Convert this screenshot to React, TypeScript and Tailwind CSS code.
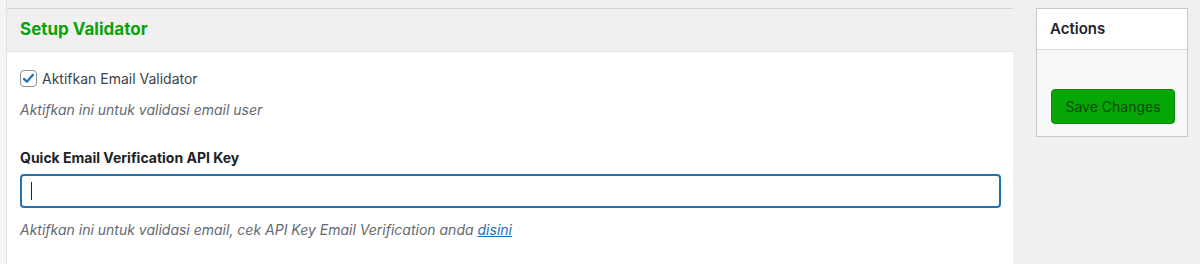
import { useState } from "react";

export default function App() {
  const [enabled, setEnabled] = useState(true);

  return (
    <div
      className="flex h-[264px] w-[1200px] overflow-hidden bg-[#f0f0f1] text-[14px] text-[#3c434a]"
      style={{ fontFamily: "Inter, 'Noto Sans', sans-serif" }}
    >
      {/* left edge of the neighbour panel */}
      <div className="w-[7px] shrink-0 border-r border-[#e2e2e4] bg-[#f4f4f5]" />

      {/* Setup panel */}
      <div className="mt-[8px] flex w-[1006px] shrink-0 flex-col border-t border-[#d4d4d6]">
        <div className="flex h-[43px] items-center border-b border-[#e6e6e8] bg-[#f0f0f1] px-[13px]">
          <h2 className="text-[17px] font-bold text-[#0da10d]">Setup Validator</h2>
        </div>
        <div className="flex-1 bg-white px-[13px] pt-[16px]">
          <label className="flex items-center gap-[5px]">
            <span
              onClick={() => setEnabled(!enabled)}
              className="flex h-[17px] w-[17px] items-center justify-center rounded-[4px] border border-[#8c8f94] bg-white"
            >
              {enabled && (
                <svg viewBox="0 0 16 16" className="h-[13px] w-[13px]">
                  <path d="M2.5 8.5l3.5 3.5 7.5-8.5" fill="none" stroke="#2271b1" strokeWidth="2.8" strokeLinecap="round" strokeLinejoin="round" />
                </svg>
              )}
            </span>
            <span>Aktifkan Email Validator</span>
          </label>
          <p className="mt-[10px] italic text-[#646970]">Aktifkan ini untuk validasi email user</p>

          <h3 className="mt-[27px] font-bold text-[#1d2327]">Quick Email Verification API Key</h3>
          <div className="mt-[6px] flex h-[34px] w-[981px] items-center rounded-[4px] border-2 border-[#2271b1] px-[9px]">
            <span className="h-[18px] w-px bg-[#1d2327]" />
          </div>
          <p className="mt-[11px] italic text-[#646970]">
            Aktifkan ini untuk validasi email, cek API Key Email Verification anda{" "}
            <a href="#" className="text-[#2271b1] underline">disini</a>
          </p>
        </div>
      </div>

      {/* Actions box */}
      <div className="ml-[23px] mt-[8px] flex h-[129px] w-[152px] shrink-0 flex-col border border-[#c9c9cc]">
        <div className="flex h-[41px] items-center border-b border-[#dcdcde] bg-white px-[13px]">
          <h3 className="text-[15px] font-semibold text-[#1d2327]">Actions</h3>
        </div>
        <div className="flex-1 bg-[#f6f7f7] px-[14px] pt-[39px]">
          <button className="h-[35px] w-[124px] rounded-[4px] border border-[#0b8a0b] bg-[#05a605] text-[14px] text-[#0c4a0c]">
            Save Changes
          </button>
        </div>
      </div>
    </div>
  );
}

################

_Exercise details:_
Write out each line of the listing above, exactly, from its first line to the line holding "validasi email user</p>", inclusive. Skip the pictures.

_Exercise answer:_
Convert this screenshot to React, TypeScript and Tailwind CSS code.
import { useState } from "react";

export default function App() {
  const [enabled, setEnabled] = useState(true);

  return (
    <div
      className="flex h-[264px] w-[1200px] overflow-hidden bg-[#f0f0f1] text-[14px] text-[#3c434a]"
      style={{ fontFamily: "Inter, 'Noto Sans', sans-serif" }}
    >
      {/* left edge of the neighbour panel */}
      <div className="w-[7px] shrink-0 border-r border-[#e2e2e4] bg-[#f4f4f5]" />

      {/* Setup panel */}
      <div className="mt-[8px] flex w-[1006px] shrink-0 flex-col border-t border-[#d4d4d6]">
        <div className="flex h-[43px] items-center border-b border-[#e6e6e8] bg-[#f0f0f1] px-[13px]">
          <h2 className="text-[17px] font-bold text-[#0da10d]">Setup Validator</h2>
        </div>
        <div className="flex-1 bg-white px-[13px] pt-[16px]">
          <label className="flex items-center gap-[5px]">
            <span
              onClick={() => setEnabled(!enabled)}
              className="flex h-[17px] w-[17px] items-center justify-center rounded-[4px] border border-[#8c8f94] bg-white"
            >
              {enabled && (
                <svg viewBox="0 0 16 16" className="h-[13px] w-[13px]">
                  <path d="M2.5 8.5l3.5 3.5 7.5-8.5" fill="none" stroke="#2271b1" strokeWidth="2.8" strokeLinecap="round" strokeLinejoin="round" />
                </svg>
              )}
            </span>
            <span>Aktifkan Email Validator</span>
          </label>
          <p className="mt-[10px] italic text-[#646970]">Aktifkan ini untuk validasi email user</p>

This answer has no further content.